Its top speed is 420 kph (260 mph), and its overall performance is precision-engineered by an auto house famous for producing the most powerful cars in the world for decades on end.
In 2019, it was the most expensive new car available for purchase. Two years have elapsed, and no one has yet released an expensive luxury car geared to knock La Voiture Noire off that high pedestal. It wins over the price for the most expensive modern car on our list for the second year in a row..
1. 1963 Ferrari 250 GTO: $70,000,000
For the most expensive car of all time, we turn to history. After all, if you’re investing in a gorgeous supercar, it should be one that can tell you a good story.
In 1964, the 250 GTO won the Tour de France Automobile – marking the ninth year in a row that Ferrari won that race. Only 36 of these cars were made between 1962 and 1963; the specific Ferrari that’s the most expensive in the world, at an unbelievable $70,000,000 price point, was victorious not only in the Tour de France, but it also placed in the Le Mans.
With a top speed of 174 miles per hour and an acceleration of 0-100kph (0-60mph) in 6.1 seconds, its stats certainly don’t thrill today’s auto enthusiasts by itself. However, in the ‘60s, it was the fastest in the world – and, now, decades later, it remains the most expensive car in the world of all time by a long shot.
Some term this beautiful car the Picasso of the Motoring World; others, the Holy Grail of Ferraris. What is the most expensive car ever? The 1963 Ferrari 250 GTO; and, frankly, that’s unlikely to change anytime soon. The current owners of the most expensive car of all time include American fashion designer Ralph Lauren, Pink Floyd drummer Nick Mason, and Jon A. Shirley, the former President and COO of Microsoft.
The ingredients of a luxury car
Have you ever thought about what goes into a luxury vehicle – that is, the practical difference between a budget car and higher-end alternatives? It’s easy to think that much of it is simply brand recognition and price. In the past, that might have been the answer.
Now, auto manufacturers are stepping up their innovation. With initiatives such as sustainability, new tech such as electric-powered vehicles, and a renewed focus on the smooth, satisfying, and enjoyable experience of driving a high-end car – the latest and greatest luxury vehicles are truly creative works of art.
When considering the components of a luxury car, it’s crucial to realize the years of craftsmanship that have led to each new generation of vehicle. When producing a high-end car, auto houses select fine materials thoughtfully; they employ the world’s best engineers to design the concept; they do their research to produce a truly sought-after style.

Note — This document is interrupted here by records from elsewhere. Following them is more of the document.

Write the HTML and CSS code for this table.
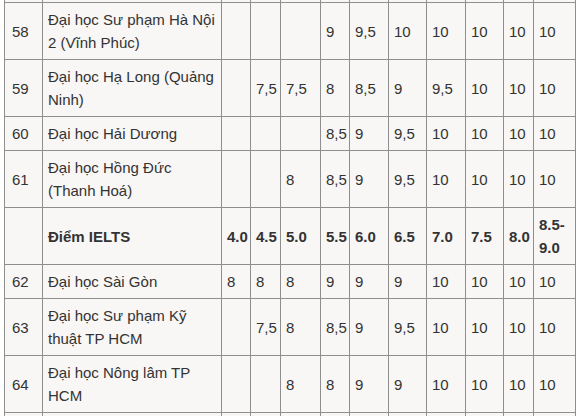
FILE: index.html
```html
<!DOCTYPE html>
<html lang="vi">
<head>
<meta charset="utf-8">
<title>Bảng quy đổi điểm IELTS</title>
<link rel="stylesheet" href="styles.css">
</head>
<body>
<div class="page">
<table class="score-table">
  <colgroup>
    <col class="c-no">
    <col class="c-name">
    <col class="c-s1">
    <col class="c-s2">
    <col class="c-s3">
    <col class="c-s4">
    <col class="c-s5">
    <col class="c-s6">
    <col class="c-s7">
    <col class="c-s8">
    <col class="c-s9">
    <col class="c-s10">
  </colgroup>
  <tbody>
    <tr class="cut-top">
      <td></td><td></td><td></td><td></td><td></td><td></td><td></td><td></td><td></td><td></td><td></td><td></td>
    </tr>
    <tr>
      <td class="no">58</td><td>Đại học Sư phạm Hà Nội 2 (Vĩnh Phúc)</td>
      <td></td><td></td><td></td><td>9</td><td>9,5</td><td>10</td><td>10</td><td>10</td><td>10</td><td>10</td>
    </tr>
    <tr>
      <td class="no">59</td><td>Đại học Hạ Long (Quảng Ninh)</td>
      <td></td><td>7,5</td><td>7,5</td><td>8</td><td>8,5</td><td>9</td><td>9,5</td><td>10</td><td>10</td><td>10</td>
    </tr>
    <tr>
      <td class="no">60</td><td>Đại học Hải Dương</td>
      <td></td><td></td><td></td><td>8,5</td><td>9</td><td>9,5</td><td>10</td><td>10</td><td>10</td><td>10</td>
    </tr>
    <tr>
      <td class="no">61</td><td>Đại học Hồng Đức (Thanh Hoá)</td>
      <td></td><td></td><td>8</td><td>8,5</td><td>9</td><td>9,5</td><td>10</td><td>10</td><td>10</td><td>10</td>
    </tr>
    <tr class="ielts">
      <td class="no"></td><td>Điểm IELTS</td>
      <td>4.0</td><td>4.5</td><td>5.0</td><td>5.5</td><td>6.0</td><td>6.5</td><td>7.0</td><td>7.5</td><td>8.0</td><td>8.5-9.0</td>
    </tr>
    <tr>
      <td class="no">62</td><td>Đại học Sài Gòn</td>
      <td>8</td><td>8</td><td>8</td><td>9</td><td>9</td><td>9</td><td>10</td><td>10</td><td>10</td><td>10</td>
    </tr>
    <tr>
      <td class="no">63</td><td>Đại học Sư phạm Kỹ thuật TP HCM</td>
      <td></td><td>7,5</td><td>8</td><td>8,5</td><td>9</td><td>9,5</td><td>10</td><td>10</td><td>10</td><td>10</td>
    </tr>
    <tr>
      <td class="no">64</td><td>Đại học Nông lâm TP HCM</td>
      <td></td><td></td><td>8</td><td>8</td><td>9</td><td>9</td><td>10</td><td>10</td><td>10</td><td>10</td>
    </tr>
    <tr class="cut-bottom">
      <td></td><td></td><td></td><td></td><td></td><td></td><td></td><td></td><td></td><td></td><td></td><td></td>
    </tr>
  </tbody>
</table>
</div>
</body>
</html>
```

FILE: styles.css
```css
html, body {
  margin: 0;
  padding: 0;
  background: #ffffff;
}

.page {
  height: 416px;
  overflow: hidden;
  padding-left: 4px;
}

.score-table {
  border-collapse: collapse;
  table-layout: fixed;
  width: 572px;
  font-family: "Liberation Sans", Arial, sans-serif;
  font-size: 15px;
  line-height: 23px;
  color: #333333;
  background: #f8f7f5;
}

.score-table td {
  border: 1px solid #8e8e8e;
  padding: 5px 2px 5px 5px;
  text-align: left;
  vertical-align: middle;
  word-wrap: break-word;
}

.score-table td.no {
  padding-left: 7px;
}

.c-no { width: 38px; }
.c-name { width: 179px; }
.c-s1 { width: 29px; }
.c-s2 { width: 30px; }
.c-s3 { width: 40px; }
.c-s4 { width: 29px; }
.c-s5 { width: 39px; }
.c-s6 { width: 38px; }
.c-s7 { width: 39px; }
.c-s8 { width: 38px; }
.c-s9 { width: 30px; }
.c-s10 { width: 42px; }

.cut-top td {
  height: 2px;
  padding: 0;
  border-top: none;
}

.cut-bottom td {
  height: 23px;
}

.ielts td {
  font-weight: bold;
}
```
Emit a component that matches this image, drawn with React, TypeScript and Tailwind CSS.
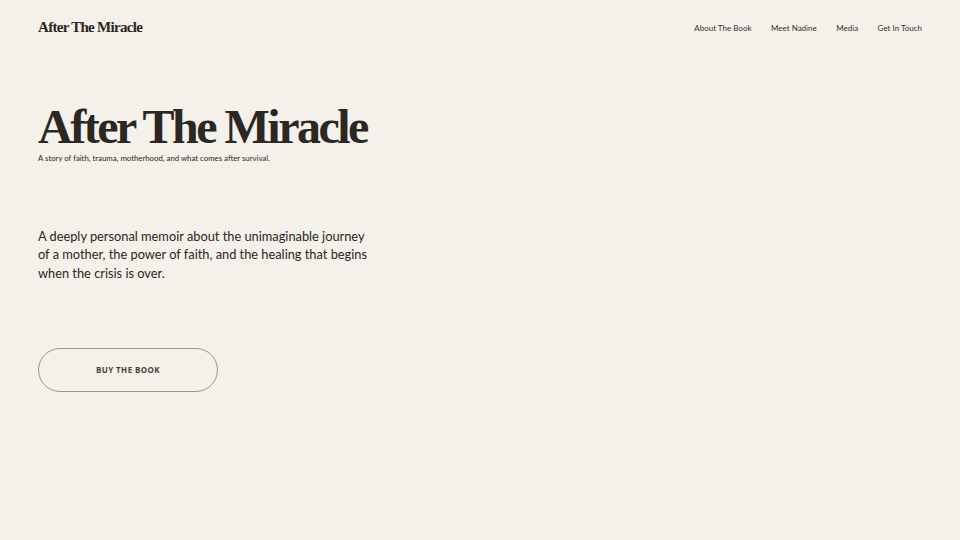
const navItems = ["About The Book", "Meet Nadine", "Media", "Get In Touch"];

export default function App() {
  return (
    <div className="min-h-[540px] w-full bg-[#f4f0ea] text-[#2b2723] font-['Lato',sans-serif]">
      {/* Header */}
      <header className="flex h-[55px] items-center justify-between px-[38px]">
        <span className="font-['Liberation_Serif',serif] text-[15px] font-bold tracking-[-0.7px] text-[#2b2723]">
          After The Miracle
        </span>
        <nav className="flex items-center gap-[19.5px] pt-[1px] text-[8px] text-[#34302c]">
          {navItems.map((item) => (
            <a key={item}>{item}</a>
          ))}
        </nav>
      </header>

      {/* Hero */}
      <main className="px-[38px] pt-[45px]">
        <h1 className="font-['Liberation_Serif',serif] text-[48px] font-bold leading-[54px] tracking-[-2.5px] text-[#2b2723]">
          After The Miracle
        </h1>
        <p className="-mt-[1px] text-[7.8px] text-[#2b2723]">
          A story of faith, trauma, motherhood, and what comes after survival.
        </p>

        <p className="mt-[62px] w-[332px] text-[12.8px] leading-[18.5px] text-[#2b2723]">
          A deeply personal memoir about the unimaginable journey of a mother, the power of faith, and the healing that begins
          when the crisis is over.
        </p>

        <button className="mt-[66px] flex h-[44px] w-[180px] items-center justify-center rounded-full border border-[#9d958e] font-['Open_Sans',sans-serif] text-[8px] font-bold tracking-[0.4px] text-[#4a403a]">
          BUY THE BOOK
        </button>
      </main>
    </div>
  );
}
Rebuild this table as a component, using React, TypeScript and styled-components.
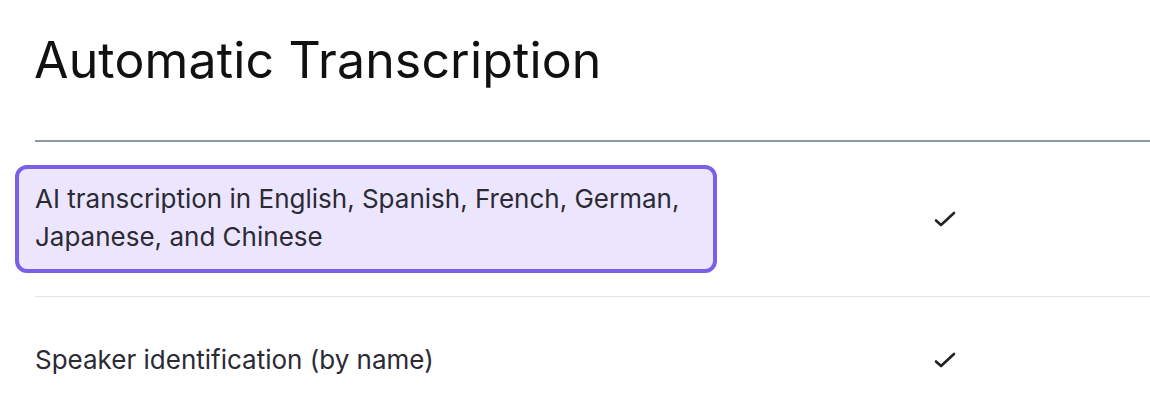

Terminology: The terms to know when discussing luxury cars
When you’re talking about a high-end vehicle, there are just a few niche terms you’ll need to know:
- Horsepower is a physical specification that can tell you just how much a car’s motor can do for you. It refers to the rate of the successful completion of movement as the output of a motor; early on in the automotive industry, the term was coined to reflect the number of horses a car’s motor might replace. (Hint: Almost always, more horsepower is going to be much, much better.)
- Torque, in physics, refers to ‘turning energy’, or the force behind a car’s wheels as they turn against the ground. If a car boasts high torque, you’ll have more of that rotational energy. This can help give your car a higher acceleration.
- Carbon fibre is one of the high-end materials du jour when it comes to very expensive cars. It’s light, which can help make a car go faster; it’s usually used for the exterior of an expensive vehicle.
- Synthetic suede is also known as Alcantara. It lends a supple, buttery feel to the interior of a luxury cabin, without the environmental impact often associated with natural suede.
Methodology: How we select, test, and rank the best options on the market
We started our search for the most expensive cars in the world with a deep-dive into records of automotive sales throughout the year (and around the globe). We even checked out historical records, adjusting the prices mentioned for inflation. The result? A long list of pedigreed, powerful supercars. We studied each in detail before selecting our final ranking of the most expensive cars of 2021.
Frequently asked questions about the most expensive cars of 2021
The most expensive car in the world of all time is the 1963 Ferrari 250 GTO – an historic race car which has been privately auctioned off for $70,000,000, which makes it the most expensive car ever sold. The second runner-up is a Pagani Zonda special edition, which was sold for just under $18,000,000 at an auction.
The Rolls Royce that is most expensive is the 2021 Ghost, with a price tag of $315,000. It’s a sedan that features a comfortable interior and upgraded tech details, like a road-scanning camera.
A Koenigsegg Jesko costs $3 million dollars. It’s quite a steep price to pay – however, since a Jesko is also one of the world’s fastest cars, one might almost say that it’s a bargain; two titles in one.
Bugatti’s La Voiture Noire has 1,500 horsepower, giving it an acceleration of 0-100 km/h (0-60 mph) in 2.4 seconds.